Trump'ın son açıklamalarının İsrail'in artık Suriye'deki tek güç olmadığının ve Türkiye'nin Suriye içindeki ağırlığını arttırarak yeni angajman kuralları çizebileceğine dair işaretler taşıdığına dikkati çeken Sukkari, “Ancak bu kez durum sadece İsrail'in değil, Türkiye'nin de işine geliyor. Bu da iki tarafı çatışmak yerine koordinasyon kurmaya itiyor. Washington'ın Suriye'de İsrail ve Türkiye arasındaki angajman kuralları meselesini çözmek istediğine ve Trump'ın yeni politikasına (bölgede barış) hizmet etmediği için yeni bir savaşa sürüklenmek istemediğine inanıyorum. Tüm bu gerçekler, ABD'nin arabuluculuğuyla Suriye meselesinde ve İsrail ile Türkiye’nin yeni varlığının niteliği konusunda siyasi bir anlaşmaya varma olasılığının arttığını gösteriyor. Mümkün olan en yüksek kazanımları elde edebilecek gerilimin sürekli tırmandırılması bağlamı dışında arabuluculuk dosyası çözüme kavuşturulmadan kuralların belirlenmesi zor olabilir.
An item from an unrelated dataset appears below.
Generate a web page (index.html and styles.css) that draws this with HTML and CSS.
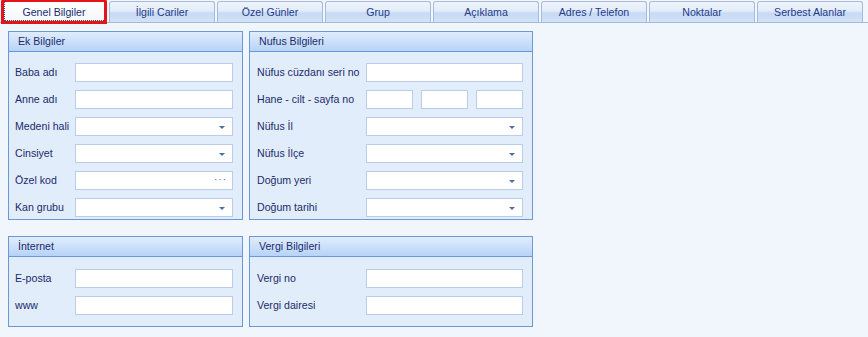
FILE: index.html
```html
<!DOCTYPE html>
<html lang="tr">
<head>
<meta charset="UTF-8">
<title>Genel Bilgiler</title>
<link rel="stylesheet" href="styles.css">
</head>
<body>
<div class="tabs">
  <div class="tab selected"><span>Genel Bilgiler</span></div>
  <div class="tab">İlgili Cariler</div>
  <div class="tab">Özel Günler</div>
  <div class="tab">Grup</div>
  <div class="tab">Açıklama</div>
  <div class="tab">Adres / Telefon</div>
  <div class="tab">Noktalar</div>
  <div class="tab">Serbest Alanlar</div>
</div>

<div class="content">
  <div class="group ek">
    <div class="group-header">Ek Bilgiler</div>
    <div class="group-body">
      <div class="row"><label>Baba adı</label><div class="input"></div></div>
      <div class="row"><label>Anne adı</label><div class="input"></div></div>
      <div class="row"><label>Medeni hali</label><div class="input combo"></div></div>
      <div class="row"><label>Cinsiyet</label><div class="input combo"></div></div>
      <div class="row"><label>Özel kod</label><div class="input dots"></div></div>
      <div class="row"><label>Kan grubu</label><div class="input combo"></div></div>
    </div>
  </div>

  <div class="group nufus">
    <div class="group-header">Nufus Bilgileri</div>
    <div class="group-body">
      <div class="row"><label>Nüfus cüzdanı seri no</label><div class="input"></div></div>
      <div class="row"><label>Hane - cilt - sayfa no</label>
        <div class="split">
          <div class="input"></div>
          <div class="input"></div>
          <div class="input"></div>
        </div>
      </div>
      <div class="row"><label>Nüfus İl</label><div class="input combo"></div></div>
      <div class="row"><label>Nüfus İlçe</label><div class="input combo"></div></div>
      <div class="row"><label>Doğum yeri</label><div class="input combo"></div></div>
      <div class="row"><label>Doğum tarihi</label><div class="input combo"></div></div>
    </div>
  </div>

  <div class="group ek small">
    <div class="group-header">İnternet</div>
    <div class="group-body">
      <div class="row"><label>E-posta</label><div class="input"></div></div>
      <div class="row"><label>www</label><div class="input"></div></div>
    </div>
  </div>

  <div class="group nufus small">
    <div class="group-header">Vergi Bilgileri</div>
    <div class="group-body">
      <div class="row"><label>Vergi no</label><div class="input"></div></div>
      <div class="row"><label>Vergi dairesi</label><div class="input"></div></div>
    </div>
  </div>
</div>
</body>
</html>
```

FILE: styles.css
```css
body {
  margin: 0;
  background-color: #f1f6fd;
  font-family: "Liberation Sans", Arial, sans-serif;
  font-size: 10.6px;
  color: #1b2b6b;
  height: 337px;
  overflow: hidden;
}

/* tab strip */
.tabs {
  display: flex;
  gap: 2px;
  padding: 1px 0 0 1px;
  height: 21px;
  border-bottom: 1px solid #a3badb;
}
.tab {
  width: 106px;
  height: 21px;
  box-sizing: border-box;
  border: 1px solid #a7bcdb;
  border-bottom: none;
  border-radius: 3px 3px 0 0;
  background: linear-gradient(to bottom, #eef4fc 0%, #e3ecf9 45%, #c6daf4 55%, #d3e3f7 100%);
  text-align: center;
  line-height: 21px;
  color: #1e3a8a;
}
.tab.selected {
  position: relative;
  background: linear-gradient(to bottom, #ffffff 0%, #f3f7fd 100%);
  border: 3px solid #e4141b;
  margin-top: -2px;
  height: 25px;
  width: 106px;
  line-height: 20px;
  color: #1b2b6b;
}
.tab.selected::after {
  content: "";
  position: absolute;
  left: 0;
  right: 0;
  top: 0;
  bottom: 0;
  border: 1px dotted #444;
  border-top: none;
  border-right: none;
}

/* group boxes */
.content {
  display: grid;
  grid-template-columns: 235px 284px;
  grid-template-rows: 189px 91px;
  column-gap: 6px;
  row-gap: 16px;
  padding: 8px 0 0 8px;
}
.group {
  border: 1px solid #6b98d6;
  background-color: #e2edfc;
  box-sizing: border-box;
}
.group-header {
  height: 19px;
  line-height: 19px;
  padding-left: 9px;
  border-bottom: 1px solid #6b98d6;
  background: linear-gradient(to bottom, #e0ecfc 0%, #cde0fa 50%, #b6d3f8 100%);
  color: #1b2b6b;
}
.group-body {
  padding: 11px 9px 0 6px;
  display: flex;
  flex-direction: column;
  gap: 9px;
}
.nufus .group-body {
  padding-left: 7px;
}
.small .group-body {
  padding-top: 12px;
}

.row {
  display: flex;
  align-items: center;
  height: 18px;
}
.row label {
  width: 60px;
  flex-shrink: 0;
  white-space: nowrap;
}
.nufus .row label {
  width: 109px;
}

.input {
  flex: 1;
  height: 19px;
  box-sizing: border-box;
  background-color: #ffffff;
  border: 1px solid #b9cde7;
  position: relative;
}
.combo::after {
  content: "";
  position: absolute;
  right: 7px;
  top: 8px;
  border-left: 3px solid transparent;
  border-right: 3px solid transparent;
  border-top: 3px solid #4c6fa5;
}
.dots::after {
  content: "···";
  position: absolute;
  right: 5px;
  top: 0;
  line-height: 16px;
  font-size: 10px;
  color: #4c6fa5;
  letter-spacing: 1px;
}

.split {
  flex: 1;
  display: flex;
  gap: 8px;
}
```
Türkiye'nin şüphesiz Suriye'nin orta kesimlerinde askeri üsler kurmaktan ziyade Şam ile Türkiye'nin nüfuzunu arttıracak bir ortak savunma anlaşması imzalamayı istiyor” ifadelerini kullandı.

Diğer oyuncular

Öte yandan siyasi uzman Nureddin el-Baba, Suriye'de Türkiye ile İsrail arasında tansiyonun düşeceğini ve öngörülebilir bir gelecekte bir çatışmaya dönüşmeyeceğini düşünüyor. Türkiye’nin Suriye'de askeri üsler kurmasının Türkiye ile İsrail arasında değil, Suriye ile Türkiye arasında bir anlaşmanın yapılmasını gerektirdiğini ifade eden Baba, “Temelde iki taraf arasında bir anlaşma imzalanana kadar iki taraf arasında bir çatışma yok ve her iki taraf da gelecekte çatışma niyetinde değil” değerlendirmesinde bulundu.

Suriye ve İsrail arasında Türkiye'den daha fazla arabuluculuk yapabilecek taraflar olduğunu söyleyen Baba, bu tarafların kimler olduğunu söylemekten kaçındı.

Türk akademisyen ve siyasi uzman Tuşkan Tarık, Ankara ile Tel Aviv arasında olası çatışmaların önlenmesini ve Türkiye tarafından Suriye'nin orta kesimlerinde askeri üsler kurulmasını garanti altına alan bir anlaşma imzalanmasının mümkün olduğunu söyledi. Türkiye ve İsrail arasında Suriye konusunda koordinasyon olduğuna dikkat çeken Tarık, Türkiye'nin Suriye ve İsrail arasında arabulucu rolü oynayabileceğini belirtti.

Türkiye'nin Suriye dosyasındaki en önemli aktörlerden biri olduğu, Şam'ın Türkiye'nin ülkedeki rolünden memnuniyet duyduğu, Türkiye ile stratejik bir ittifak kurmak istediği konusunda hemfikir olan gözlemciler, Ankara ve Tel Aviv arasında doğrudan askeri bir çatışma olmayacağını ve silahların başaramadığını diplomatik yollarla başarabileceklerini vurguladılar.